Built-in deduplication

As a monitoring task runs in interval after you start continuous checking, it is certain that duplicate items will be fetched.

Before saving fetched items, there is a duplication check on value of contentHash.

contentHash is automatically generated from title, link, descirption, if not set manually.

If found previous saved item which has same contentHash by same monitoring task, the new one will be skipped when saving.

Manually skip

Even with built-in deduplication, repeated parsing will still waste your time and resource even get banned by website's frequency restriction.

We strong recommend you skipping duplicate item in script manually with jiant.get.prevItem.

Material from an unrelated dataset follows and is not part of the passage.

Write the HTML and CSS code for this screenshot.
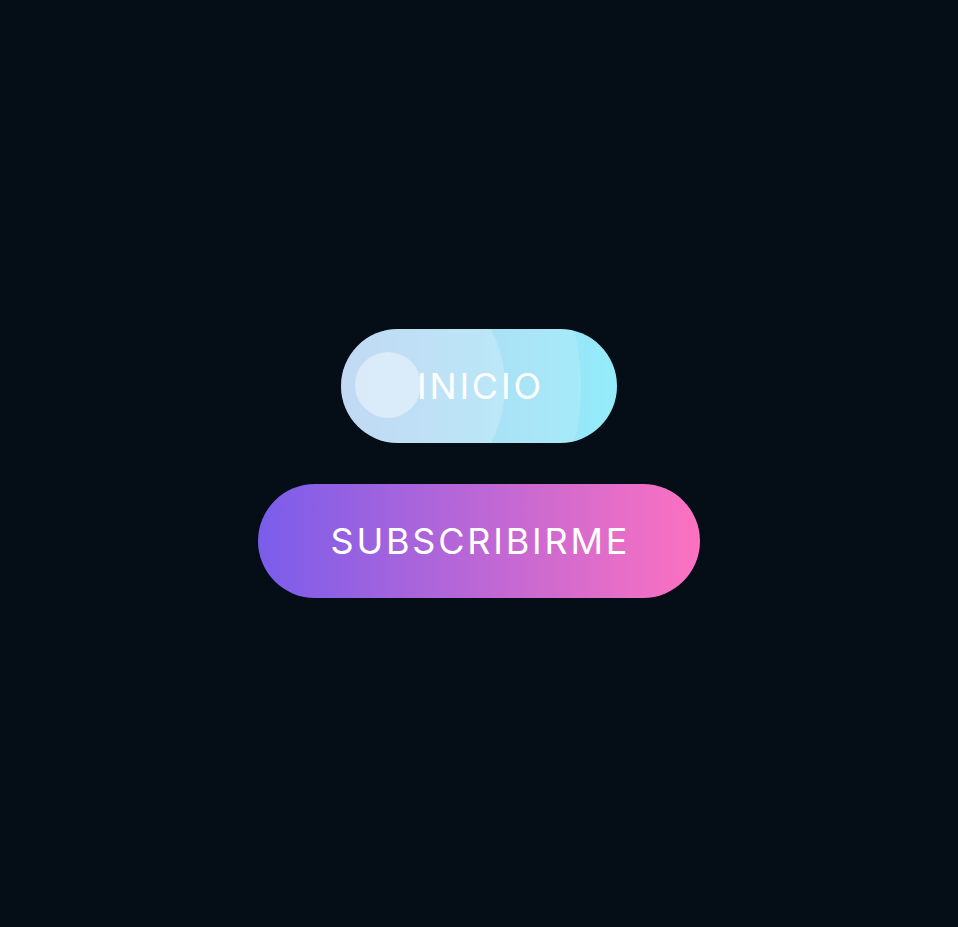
FILE: index.html
```html
<!DOCTYPE html>
<html lang="es">
<head>
<meta charset="utf-8">
<title>Botones</title>
<link rel="stylesheet" href="styles.css">
</head>
<body>
<main class="stack">
  <a class="btn btn-inicio" href="#">
    <span class="ripple ripple-lg"></span>
    <span class="ripple ripple-md"></span>
    <span class="ripple ripple-sm"></span>
    <span class="label">INICIO</span>
  </a>
  <a class="btn btn-sub" href="#">
    <span class="label">SUBSCRIBIRME</span>
  </a>
</main>
</body>
</html>
```
FILE: styles.css
```css
html, body {
  margin: 0;
  height: 100%;
}
body {
  background: #050d17;
  font-family: "Inter", "Noto Sans", sans-serif;
}
.stack {
  height: 100%;
  display: flex;
  flex-direction: column;
  align-items: center;
  justify-content: center;
  gap: 41px;
}
.btn {
  position: relative;
  overflow: hidden;
  display: flex;
  align-items: center;
  justify-content: center;
  height: 114px;
  border-radius: 57px;
  text-decoration: none;
  color: #ffffff;
  font-size: 36px;
  font-weight: 400;
  letter-spacing: 2.8px;
}
.label {
  position: relative;
  z-index: 2;
  padding-left: 2.8px;
}
.btn-inicio {
  width: 276px;
  background: linear-gradient(90deg, #a6c8ef 0%, #94ecf9 100%);
}
.ripple {
  position: absolute;
  border-radius: 50%;
  background: rgba(255, 255, 255, 0.15);
}
.ripple-lg {
  width: 470px;
  height: 470px;
  left: -230px;
  top: -178px;
}
.ripple-md {
  width: 246px;
  height: 246px;
  left: -82px;
  top: -66px;
  background: rgba(255, 255, 255, 0.2);
}
.ripple-sm {
  width: 66px;
  height: 66px;
  left: 14px;
  top: 23px;
  background: rgba(255, 255, 255, 0.42);
}
.btn-sub {
  width: 442px;
  background: linear-gradient(90deg, #7a5deb 0%, #fd71c0 100%);
}
```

if found duplicate item, use the previous one and skip parsing.

WARNING

Do not forget commenting out it when debugging, otherwise it will always load previous saved items.

js
// script in side panel
const $ = await jiant.get.$()
let items = []

// get all links from index list page
let links = $('ul.example-list li')
  .toArray()
  .map(e => $(e).find('a').attr('href'))

for (const link of links) {
  // find previous item with the same link
  let prevItem = await jiant.get.prevItem({ link }) 
  // if found, return the previous one and skip to avoid duplicate parsing.
  if (prevItem) { 
    items.push(prevItem) 
    continue
  } 
  
  // if not found, push to the detail page
  await jiant.action.pushURL(link)

  // waiting for page loaded then get the page content
  let n$ = await jiant.get.$()
  
  // parsing more info on detail page
  let title = n$('h2.title').first().text()
  let description = n$('div.main-text').first().text()
  items.push({
    title, description, link
  })
  // try next link
}

return { items }

Disable built-in deduplication

Sometime if you want to save duplicate item, you can set DUPLICATE_CHECK_IN_MS in configure (JSON) for specific task.